**EXERCISE TASK**: Report every line in the listing below where the string "styles" shows up.

#### SUPPLIED MATERIAL ####

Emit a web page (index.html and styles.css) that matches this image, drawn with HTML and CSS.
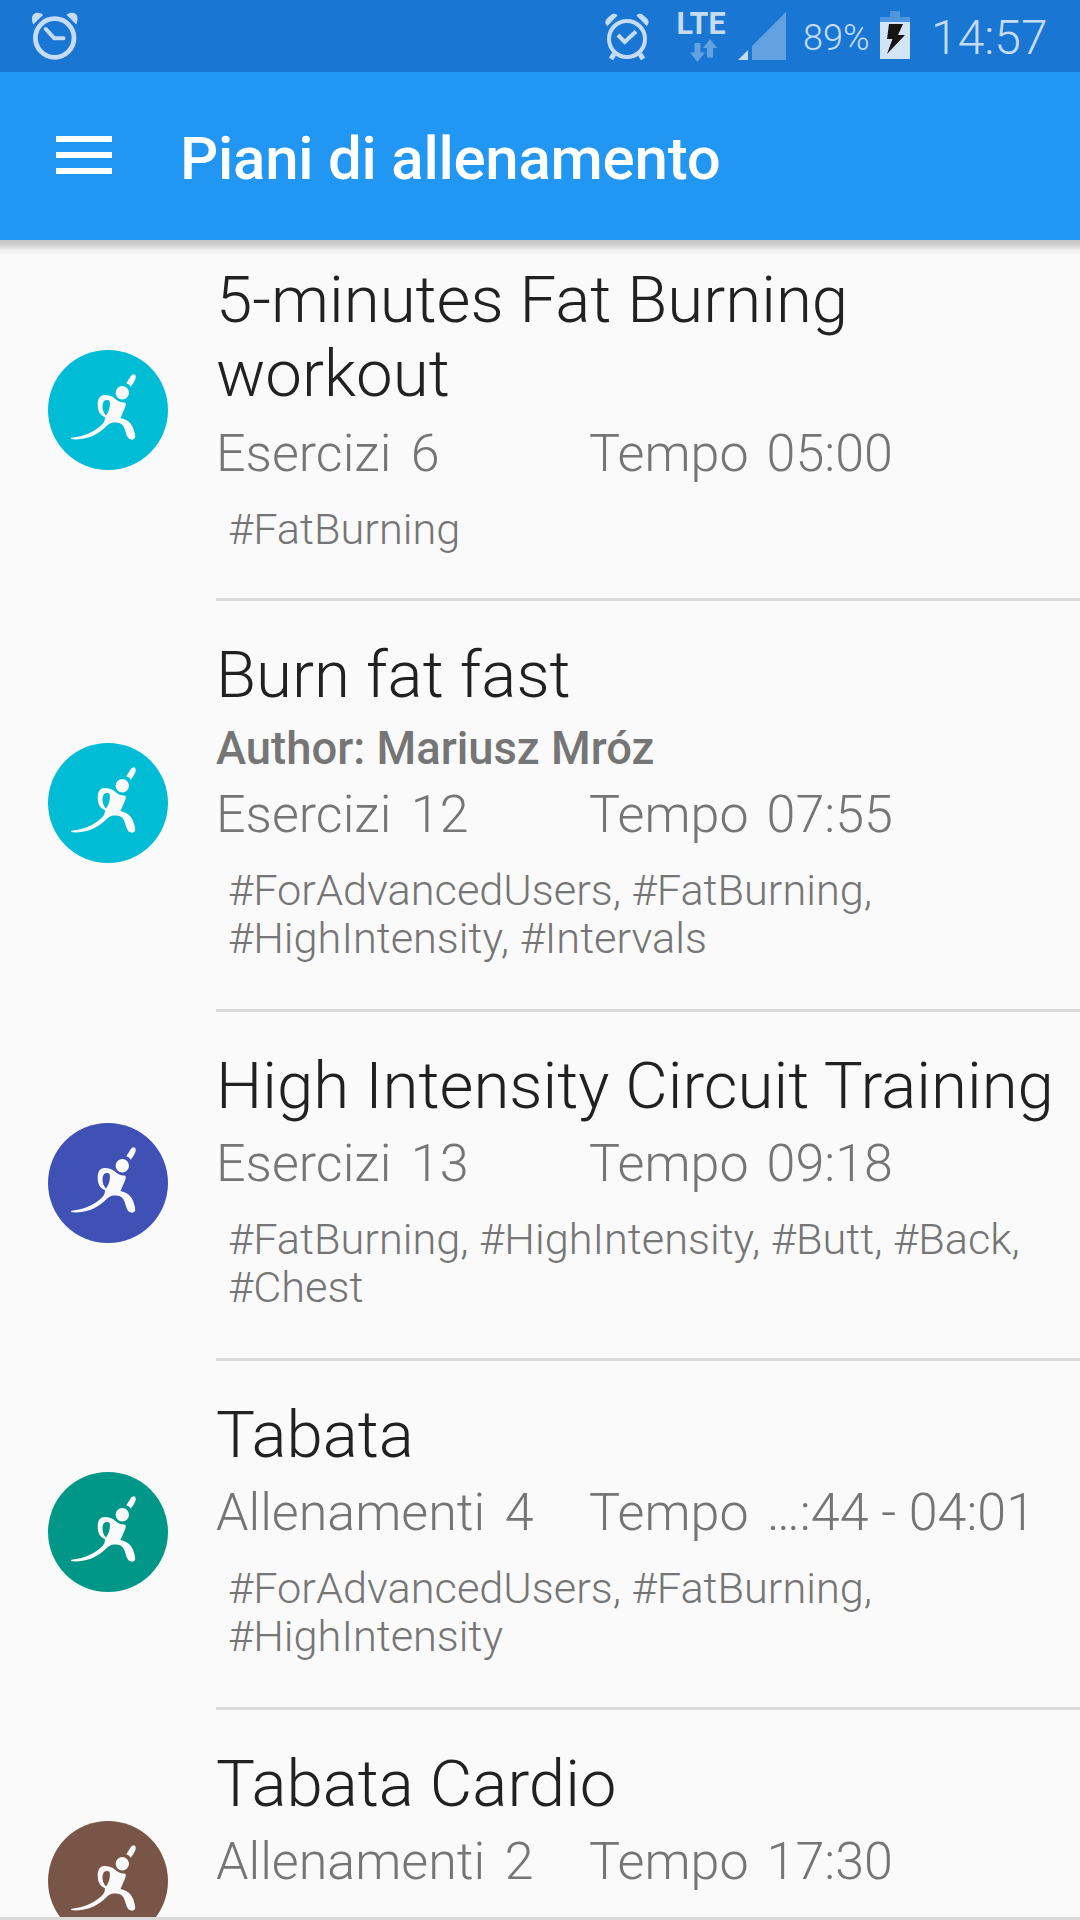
FILE: index.html
```html
<!DOCTYPE html>
<html lang="it">
<head>
<meta charset="utf-8">
<title>Piani di allenamento</title>
<link rel="stylesheet" href="styles.css">
</head>
<body>
<svg class="defs" width="0" height="0" aria-hidden="true">
  <symbol id="athlete" viewBox="0 0 120 120">
    <circle cx="74.3" cy="42.7" r="6.7"/>
    <path d="M78.3 33.3L83 25.8Q84.7 23.6 86.3 24.3Q88.2 25 87.7 28Q86.8 31.500 82.700 36.800Q81.500 34 78.300 33.300Z"/>
    <path fill-rule="evenodd" d="M67.800 49.300C64.500 46 61 45 56.500 45C51.500 45.300 49.700 49 49.700 55C49.800 61 52 65.300 57 67.200C57 70.500 56 72.500 53.500 75C46 82.300 36 86.300 23.500 87.700Q22.500 88.700 23.800 89.300C35 90 46 87.500 56 78.500C60 74.800 62 72.600 65.500 72.500C70.500 72.300 74.500 73.500 76 77.500C78 82 78.500 89.700 84 89.700Q88 89.300 87 84.500C85.300 76 82 70 72.500 68L77 57.500Q79 52.500 76 52.500C72 52.500 70 51.300 67.800 49.300ZM56 51C58 49.500 61 49.500 61.700 51.500C62.500 56 61 61.500 58 65.500C54.500 62 53.200 55 56 51Z"/>
  </symbol>
</svg>
<div class="screen">
  <div class="status">
    <svg class="clock" viewBox="0 0 48 48" width="48" height="48">
      <circle cx="23.700" cy="26" r="19.300" fill="none" stroke="#c5dcf4" stroke-width="4.800"/>
      <path d="M14.800 17L23.300 26.300H32.500" fill="none" stroke="#c5dcf4" stroke-width="4" stroke-linecap="round" stroke-linejoin="round"/>
      <path d="M2.300 12.500C.3 7.500 0 1.300 6 .7C9 .5 11 1.500 12 2.900ZM45.300 12.500C47.300 7.500 47.600 1.300 41.600 .7C38.600 .5 36.600 1.500 35.600 2.900Z" fill="#c5dcf4"/>
    </svg>
    <div class="status-right">
      <svg viewBox="0 0 46 50" width="46" height="50">
        <g fill="none" stroke="#c5dcf4"><circle cx="23" cy="27" r="18" stroke-width="4"/><path d="M14 23L20.700 30L32 19.500" stroke-width="4"/><path d="M10 42L7 47M36 42L39 47" stroke-width="5"/></g>
        <path d="M3.500 14C1 12 .6 9 3 6.500L7 3C9 1 12 1.500 13.500 3.500ZM42.500 14C45 12 45.400 9 43 6.500L39 3C37 1 34 1.500 32.500 3.500Z" fill="#c5dcf4"/>
      </svg>
      <div class="network">
        <span class="lte">LTE</span>
        <svg viewBox="0 0 28 24" width="28" height="24" fill="#63a1e1"><path d="M4.500 5H10.500V14.500H15L7.500 24L0 14.500H4.500ZM17 19.500V10H13L20 1L27 10H23V19.500Z"/></svg>
      </div>
      <svg class="signal" viewBox="0 0 48 48" width="48" height="48"><path d="M0 48L10 38V48Z" fill="#c5dcf4"/><path d="M14 48V34L48 0V48Z" fill="#63a1e1"/></svg>
      <span class="percent">89%</span>
      <svg class="battery" viewBox="0 0 30 48" width="30" height="48"><path d="M10 0H20V6H30V11H0V6H10Z" fill="#5096de"/><path d="M0 11H30V48H0Z" fill="#d2e4f6"/><path d="M9 13H23L18 24H25L7 43L12.500 28H7Z" fill="#151515"/></svg>
      <span class="time">14:57</span>
    </div>
  </div>
  <header class="toolbar">
    <div class="menu"><i></i><i></i><i></i></div>
    <h1>Piani di allenamento</h1>
  </header>
  <main class="list">
    <article class="item first">
      <div class="avatar cyan"><svg><use href="#athlete"/></svg></div>
      <div class="content">
        <h2>5-minutes Fat Burning workout</h2>
        <div class="stats"><div class="count"><span>Esercizi</span><span>6</span></div><div class="count"><span>Tempo</span><span>05:00</span></div></div>
        <p class="tags">#FatBurning</p>
      </div>
    </article>
    <article class="item">
      <div class="avatar cyan"><svg><use href="#athlete"/></svg></div>
      <div class="content">
        <h2>Burn fat fast</h2>
        <p class="author">Author: Mariusz Mróz</p>
        <div class="stats"><div class="count"><span>Esercizi</span><span>12</span></div><div class="count"><span>Tempo</span><span>07:55</span></div></div>
        <p class="tags">#ForAdvancedUsers, #FatBurning,<br>#HighIntensity, #Intervals</p>
      </div>
    </article>
    <article class="item">
      <div class="avatar indigo"><svg><use href="#athlete"/></svg></div>
      <div class="content">
        <h2>High Intensity Circuit Training</h2>
        <div class="stats"><div class="count"><span>Esercizi</span><span>13</span></div><div class="count"><span>Tempo</span><span>09:18</span></div></div>
        <p class="tags">#FatBurning, #HighIntensity, #Butt, #Back,<br>#Chest</p>
      </div>
    </article>
    <article class="item">
      <div class="avatar teal"><svg><use href="#athlete"/></svg></div>
      <div class="content">
        <h2>Tabata</h2>
        <div class="stats"><div class="count"><span>Allenamenti</span><span>4</span></div><div class="count"><span>Tempo</span><span>…:44 - 04:01</span></div></div>
        <p class="tags">#ForAdvancedUsers, #FatBurning,<br>#HighIntensity</p>
      </div>
    </article>
    <article class="item last">
      <div class="avatar brown"><svg><use href="#athlete"/></svg></div>
      <div class="content">
        <h2>Tabata Cardio</h2>
        <div class="stats"><div class="count"><span>Allenamenti</span><span>2</span></div><div class="count"><span>Tempo</span><span>17:30</span></div></div>
      </div>
    </article>
  </main>
  <div class="bottom"></div>
</div>
</body>
</html>
```
FILE: styles.css
```css
* { box-sizing: border-box; }
body, h1, h2, p { margin: 0; }
body { font-family: Roboto, sans-serif; background: #fafafa; }
.defs { display: block; }
.screen { width: 1080px; height: 1920px; overflow: hidden; display: flex; flex-direction: column; }

.status { flex: none; height: 72px; background: #1976d2; color: #c5dcf4; display: flex; justify-content: space-between; padding: 12px 0 0 31px; }
.status-right { display: flex; align-items: flex-start; width: 476px; }
.status-right svg { flex: none; }
.network { flex: none; width: 50px; margin-left: 26px; padding-top: 1px; display: flex; flex-direction: column; align-items: center; }
.lte { font: 700 30.500px/22px Roboto, sans-serif; }
.network svg { margin: 3px 0 0 5px; }
.signal { margin-left: 12px; }
.percent { flex: none; width: 66px; margin-left: 17px; font-size: 36px; line-height: 52px; font-weight: 350; }
.battery { margin: -1px 0 0 11px; }
.time { margin-left: 21px; font-size: 48px; line-height: 52px; font-weight: 350; }

.toolbar { flex: none; height: 168px; background: #2196f3; color: #fff; display: flex; align-items: center; padding: 5px 0 0 56px; position: relative; z-index: 1; }
.toolbar::after { content: ""; position: absolute; left: 0; top: 100%; width: 100%; height: 16px; background: linear-gradient(#c4c4c4, #d0d0d0 30%, #f0f0f0 65%, #fafafa00); }
.menu { width: 56px; display: grid; gap: 10px; margin-bottom: 7px; }
.menu i { height: 6px; background: #fff; }
.toolbar h1 { margin-left: 68px; font-size: 60px; line-height: 70px; font-weight: 500; letter-spacing: -.25px; }

.list { flex: 1; min-height: 0; overflow: hidden; }
.item { display: flex; align-items: center; height: 349px; }
.avatar { flex: none; width: 120px; height: 120px; margin: 0 48px 7px; border-radius: 50%; }
.avatar svg { display: block; width: 120px; height: 120px; fill: #fafafa; }
.cyan { background: #00bcd4; }
.indigo { background: #3f51b5; }
.teal { background: #009688; }
.brown { background: #795548; }
.content { flex: 1; align-self: stretch; padding-top: 37px; border-bottom: 3px solid #dadada; }
.first { margin-top: -14px; height: 375px; }
.item:nth-child(2) { height: 411px; }
h2 { color: #212121; font-size: 65.4px; line-height: 74px; font-weight: 300; max-width: 860px; white-space: nowrap; }
.first h2 { max-width: 760px; white-space: normal; }
.stats { display: grid; grid-template-columns: 373px 1fr; margin-top: 11px; color: #757575; font-size: 52px; line-height: 60px; font-weight: 300; }
.first .stats { margin-top: 13px; }
.author { color: #757575; font-size: 45.4px; line-height: 53px; margin: 10px 0 0; font-weight: 500; }
.author + .stats { margin-top: 10px; }
.count { display: flex; gap: 18px; }
.count:first-child { gap: 19.5px; }
.tags { color: #757575; font-size: 43.3px; line-height: 48px; font-weight: 300; padding: 22px 0 0 12px; }
.bottom { flex: none; height: 3px; background: #dadada; }
```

####

**SOLUTION TO THIS PROBLEM**:
Emit a web page (index.html and styles.css) that matches this image, drawn with HTML and CSS.
<link rel="stylesheet" href="styles.css">
FILE: styles.css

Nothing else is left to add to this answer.